Siemens AG shares (ETR: SIE) ended the day down 0.49%, as earnings loom large over tomorrow's calendar. With the share price performing strongly through 2025 so far, posting a gain of 18.47%, the XETRA listed firm is entering an important phase that could shape the next leg.
For the upcoming quarter, markets are looking for Siemens to post an EPS of €2.49, on revenue of €19.26billion. The company has beat expectations on earnings per share in each of the past four reports, setting a standard that markets will come to expect.
Looking at the most recent quarter as a guide, Siemens reported a 56% year-over-year increase in net profit for Q1 FY2025, reaching €3.71 billion, driven largely by a €2.1 billion gain from the sale of its Innomotics division. Despite this, orders declined by 7% to €20.07 billion, with the automation-focused Digital Industries segment experiencing an 11% organic sales drop. The Mobility division also faced headwinds due to reduced large-order volumes.
Despite these challenges, Siemens reaffirmed its fiscal 2025 guidance, projecting 3–7% comparable revenue growth and basic earnings per share (pre-PPA) of €10.40–€11.00. Free cash flow exceeded analyst expectations by 40%, and the Digital Industries segment’s book-to-bill ratio climbed above 1x for the first time in two years, a potential inflection point as automation demand stabilises.
Strategic Partnerships and Expansion into AI
A defining theme for Siemens in 2025 is its aggressive embrace of digital transformation. The formation of a 7,000-strong business group with Accenture, announced at Hannover Messe, is emblematic of this shift. By combining Siemens’ Xcelerator industrial software with Accenture’s AI and cloud capabilities, the partnership aims to accelerate the adoption of model-based systems engineering, software-defined factories, and advanced cybersecurity across key verticals like automotive and aerospace. Early results are promising: clients such as KION Group have reported double-digit efficiency gains in engineering workflows.
Siemens’ $5.1 billion acquisition of Dotmatics further cements its push into life sciences R&D software. Dotmatics brings a high-margin, AI-powered lab management platform, expanding Siemens’ addressable market by $11 billion and promising annual synergies of up to $500 million by 2030. The integration of Dotmatics’ tools with Siemens’ digital twin solutions is expected to deepen the company’s footprint in data-driven research and manufacturing.
What Does The Future Hold?
To support its transformation, Siemens has not shied away from tough decisions. The announcement of 5,600 layoffs in the Digital Industries division, primarily in Germany and China, reflects a strategic pivot from hardware-centric automation to software and AI-driven solutions. While the move responds to a 30% profit decline in automation, it is also expected to yield €400 million in annual cost savings from 2026. Analysts generally view the restructuring as a necessary step to sustain margins and remain competitive in a rapidly evolving landscape.

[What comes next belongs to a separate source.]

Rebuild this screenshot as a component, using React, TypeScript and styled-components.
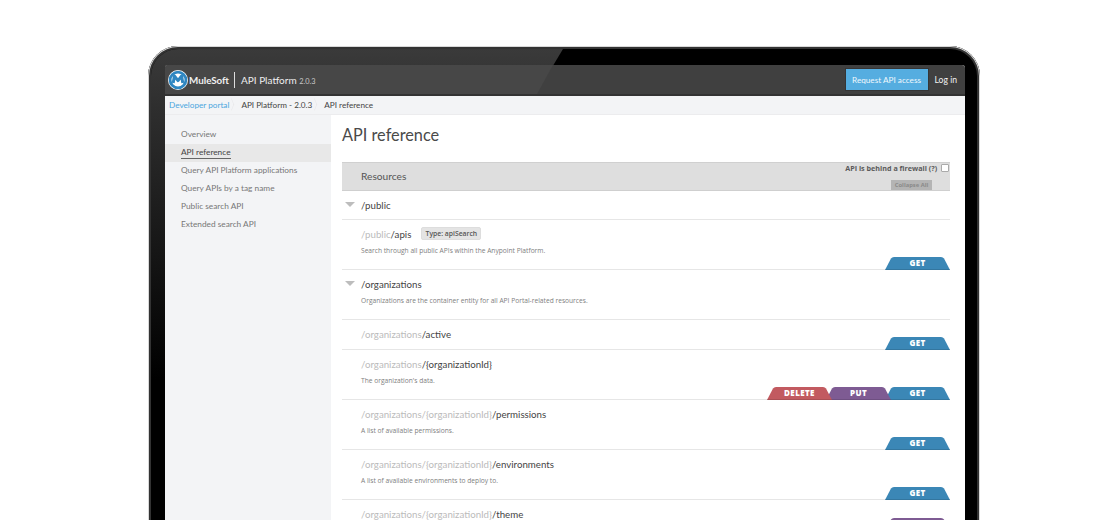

Siemens’ infrastructure focus remains a stabilising force amid short-term volatility. The €2.8 billion contract with Deutsche Bahn to modernise Germany’s rail network through 2035 exemplifies the company’s ability to secure long-term, high-visibility revenue streams. Innovations such as digital control systems and modular prefabrication are expected to compress delivery timelines and optimise network performance, supporting Siemens’ ambition to lead Europe’s infrastructure renewal.
CEO Roland Busch’s “ONE Tech Company” strategy, articulated at the 2025 annual meeting, aims to unify Siemens’ diverse businesses under a common digital vision. The company’s record FY2024 results, a €1.2 billion share buyback, and partnerships with technology leaders like NVIDIA and Audi underscore a commitment to shareholder value and technological leadership. Since 2020, Siemens has delivered a total shareholder return of 207%, outpacing many industrial peers.
Nevertheless, Siemens faces notable external risks. The lingering impact of its Russia exit, US tariffs affecting Siemens Energy, and the tragic loss of its Spain CEO in a helicopter crash have tested management’s crisis response. Yet, the market has largely shrugged off these events, reflecting confidence in Siemens’ long-term strategy.
With a forward P/E ratio of 17.94 and a 2.7% dividend yield, Siemens remains attractively valued relative to its global peers. Infrastructure orders now account for 38% of the company’s backlog, and software revenue is growing at 9% annually. The key questions for investors revolve around the pace of recovery in automation, the successful integration of Dotmatics and Accenture initiatives, and the monetisation of AI-driven solutions.